HURON COUNTY – Project officials from Noble Environmental Power, LLC confirmed Monday the company has no plans to sell the Noble Thumb Windpark project – but it is gearing up to move forward.
Noble Thumb Windparks Development Manager Jeanette Hagen said the company currently is in the process of selecting a general contractor for the windpark, which is expected to be comprised of 46 wind turbines.
“We’ve gone around with inviting general contractors to come in and bid,” she said. “And the reason being, is Noble has started building in other states, we’ve kind of run short on our construction people.”
Hagen said Noble originally planned to use its own personnel to conduct the general contractor’s work.
“But we just don’t have enough people to do that,” she said.
The bids currently are at Noble’s corporate office and will be reviewed this week, Hagen said.
While the bids were being accepted, she said there’s been a flurry of activity from those interested in placing a bid on the project.
“We’ve had a ton of people coming in and asking a million questions – everything you can possibly think of,” Hagen said, adding some prospective bidders have called local truck, sand and gravel companies, cement businesses and even landowners, “which is good because it shows they’re doing their research.”

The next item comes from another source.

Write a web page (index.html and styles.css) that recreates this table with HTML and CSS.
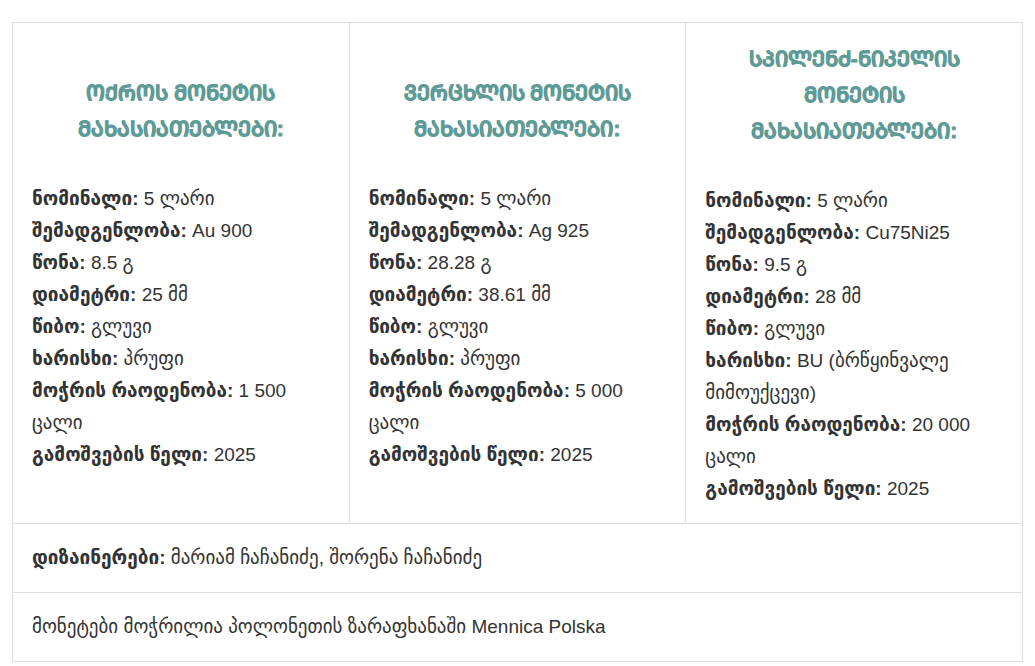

Meanwhile Noble has been working to schedule the deliveries for additional turbines that will be shipped in for the project, she said.
Hagen said the project will have 46 turbines totaling 69 megawatts of power when built.
“It will provide enough power for approximately 23,000 homes,” she said.
Noble originally had planned to erect 32 turbines at the Bingham location, Hagen said.
“But as time went on we merged the two townships (Bingham and Sheridan) into one project and decided to add nine more turbines into Bingham Township over time during 2007,” she said.
Hagen said Noble plans to resume construction on the project in the spring.
The project, which originally began in 2005, went on a hiatus because of some interconnection problems. Noble originally planned to sign an interconnection agreement with DTE, however after things fell through, the company had to work with ITC Transmission, Hagen said.
She said things were delayed when ITC had to conduct a study that took between seven and eight months to complete, and found Noble – along with other developers waiting in line to build windparks – would have to pay hundreds of millions in upgrade costs.
However, after some of the companies in line decided to drop out, ITC conducted another study that found the costs each developer would have to pay were significantly smaller than the original study quoted, Hagen said.
“Instead of hundreds of millions, it was considerably less than that, thankfully,” she said. “ … I think everybody breathed a sigh of relief.”
While construction of the Thumb windpark was on hiatus, Hagen said Noble reviewed the project and that’s when it was decided to install additional turbines.
“We looked at the project, thought how can we better it, (and) so we decided to go up to 46 turbines,” she said.
Before any construction was stalled on the project, Noble had shipped numerous turbines and parts into the area where they were being stored in the Sandusky Piling Grounds, Hagen said.
During that time, the company was able to finish about 16 access roads, but had to stop progress in 2005 because the interconnection agreement still was not finished, she said.
Project representatives continued to work behind the scenes during that time, and it took until November 2007 to get things finalized with ITC Transmission, Hagen said.
Also during the time construction of the project was on hold, Noble had shipped out some of the turbines and parts that were in Sandusky to be used for a project Noble’s building in New York, she said.
“During our hiatus, as they needed more things over in New York, they took extra parts from Sandusky,” Hagen said. “They came and got 25 of our turbines, extra wire we had … whatever we had stored here, they would come and take it if they needed it.”
She said there currently are seven full turbines in Sandusky, and the remaining 39 will be shipped in the area later this spring.
“We’ve been busy refilling our coffers – our inventory – so we’re ready to go, too,” Hagen said.
She said Noble’s excited to get the project back on track.
“Heavens, yes – it seems like we’ve been waiting so long,” Hagen said. “ … So we’re working hard to make sure the project is done as correctly and quickly as possible.”